→ To do
Each line from the top of the listing through the one holding "const hint = 'text-[#8a7c62]';" should be restated word for word, with nothing added and no pictures.
## Begin Given information
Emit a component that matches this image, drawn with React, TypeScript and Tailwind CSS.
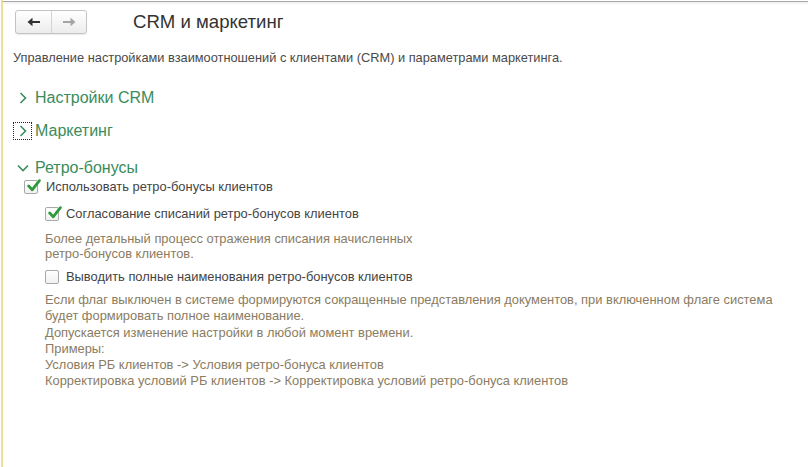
const hint = 'text-[#8a7c62]';

function Check({ checked }: { checked: boolean }) {
  return (
    <span className="relative flex h-[14px] w-[14px] shrink-0 items-center justify-center rounded-[2px] border border-[#a9a9a9] bg-gradient-to-b from-white to-[#f1f1f1]">
      {checked && (
        <svg viewBox="0 0 14 14" className="absolute left-[1px] top-[-3px] h-[15px] w-[15px]">
          <path d="M2.5 7.5 L5.8 11 L12.5 2.5" fill="none" stroke="#2f9a3c" strokeWidth="2.6" strokeLinecap="round" strokeLinejoin="round" />
        </svg>
      )}
    </span>
  );
}

function Group({ title, open, focused }: { title: string; open?: boolean; focused?: boolean }) {
  return (
    <div className="flex h-[22px] items-center text-[16px] text-[#3b8c5c]">
      <span
        className={`flex h-[16px] w-[17px] items-center justify-center ${focused ? 'outline outline-1 outline-dotted outline-[#222]' : ''}`}
      >
        {open ? (
          <svg viewBox="0 0 12 8" className="h-[8px] w-[12px]">
            <path d="M1 1.5 L6 6.5 L11 1.5" fill="none" stroke="#3b8c5c" strokeWidth="1.6" />
          </svg>
        ) : (
          <svg viewBox="0 0 8 12" className="h-[12px] w-[8px]">
            <path d="M1.5 1 L6.5 6 L1.5 11" fill="none" stroke="#3b8c5c" strokeWidth="1.6" />
          </svg>
        )}
      </span>
      <span className="ml-[4px]">{title}</span>
    </div>
  );
}

export default function App() {
  return (
    <div className="relative h-[467px] w-[808px] overflow-hidden bg-white font-['Liberation_Sans',Arial,sans-serif] text-[#444]">
      <div className="absolute left-[1px] top-0 h-full w-[2px] bg-[#eedf98]" />
      <div className="absolute left-[3px] right-0 top-[1px] h-[1px] bg-[#a6a6a6]" />
      <div className="absolute left-[3px] right-0 top-[2px] h-[2px] bg-[#f3f3f3]" />

      <div className="flex items-center pl-[15px] pt-[10px]">
        <div className="flex h-[24px] w-[72px] overflow-hidden rounded-[3px] border border-[#c4c4c4] bg-gradient-to-b from-white to-[#ececec] shadow-[0_1px_1px_rgba(0,0,0,0.08)]">
          <div className="flex w-[36px] items-center justify-center border-r border-[#d4d4d4]">
            <svg viewBox="0 0 14 10" className="h-[10px] w-[14px]">
              <path d="M13 5 H4" stroke="#333" strokeWidth="2.2" />
              <path d="M0.5 5 L5.5 0.8 V9.2 Z" fill="#333" />
            </svg>
          </div>
          <div className="flex flex-1 items-center justify-center">
            <svg viewBox="0 0 14 10" className="h-[10px] w-[14px]">
              <path d="M1 5 H10" stroke="#a4a4a4" strokeWidth="2.2" />
              <path d="M13.5 5 L8.5 0.8 V9.2 Z" fill="#a4a4a4" />
            </svg>
          </div>
        </div>
        <div className="ml-[46px] text-[18.6px] leading-[24px] text-[#333]">CRM и маркетинг</div>
      </div>

      <div className="ml-[13px] mt-[16px] text-[12.8px] leading-[16px] text-[#4a4a4a]">
        Управление настройками взаимоотношений с клиентами (CRM) и параметрами маркетинга.
      </div>

      <div className="ml-[14px] mt-[21px] flex flex-col gap-[11px]">
        <Group title="Настройки CRM" />
        <Group title="Маркетинг" focused />
      </div>

      <div className="ml-[14px] mt-[15px]">
        <Group title="Ретро-бонусы" open />
        <div className="ml-[10px] flex h-[16px] items-center gap-[8px] text-[12.9px] leading-[16px]">
          <Check checked />
          <span>Использовать ретро-бонусы клиентов</span>
        </div>

        <div className="ml-[31px] mt-[11px] flex h-[16px] items-center gap-[7px] text-[12.9px] leading-[16px]">
          <Check checked />
          <span>Согласование списаний ретро-бонусов клиентов</span>
        </div>
        <div className={`ml-[31px] mt-[8.5px] text-[12.9px] leading-[15px] ${hint}`}>
          Более детальный процесс отражения списания начисленных
          <br />
          ретро-бонусов клиентов.
        </div>

        <div className="ml-[31px] mt-[8.5px] flex h-[16px] items-center gap-[7px] text-[12.9px] leading-[16px]">
          <Check checked={false} />
          <span>Выводить полные наименования ретро-бонусов клиентов</span>
        </div>
        <div className={`ml-[31px] mt-[7px] text-[12.9px] leading-[16.3px] ${hint}`}>
          Если флаг выключен в системе формируются сокращенные представления документов, при включенном флаге система
          <br />
          будет формировать полное наименование.
          <br />
          Допускается изменение настройки в любой момент времени.
          <br />
          Примеры:
          <br />
          Условия РБ клиентов -&gt; Условия ретро-бонуса клиентов
          <br />
          Корректировка условий РБ клиентов -&gt; Корректировка условий ретро-бонуса клиентов
        </div>
      </div>
    </div>
  );
}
## End Given information
→ Response
Emit a component that matches this image, drawn with React, TypeScript and Tailwind CSS.
const hint = 'text-[#8a7c62]';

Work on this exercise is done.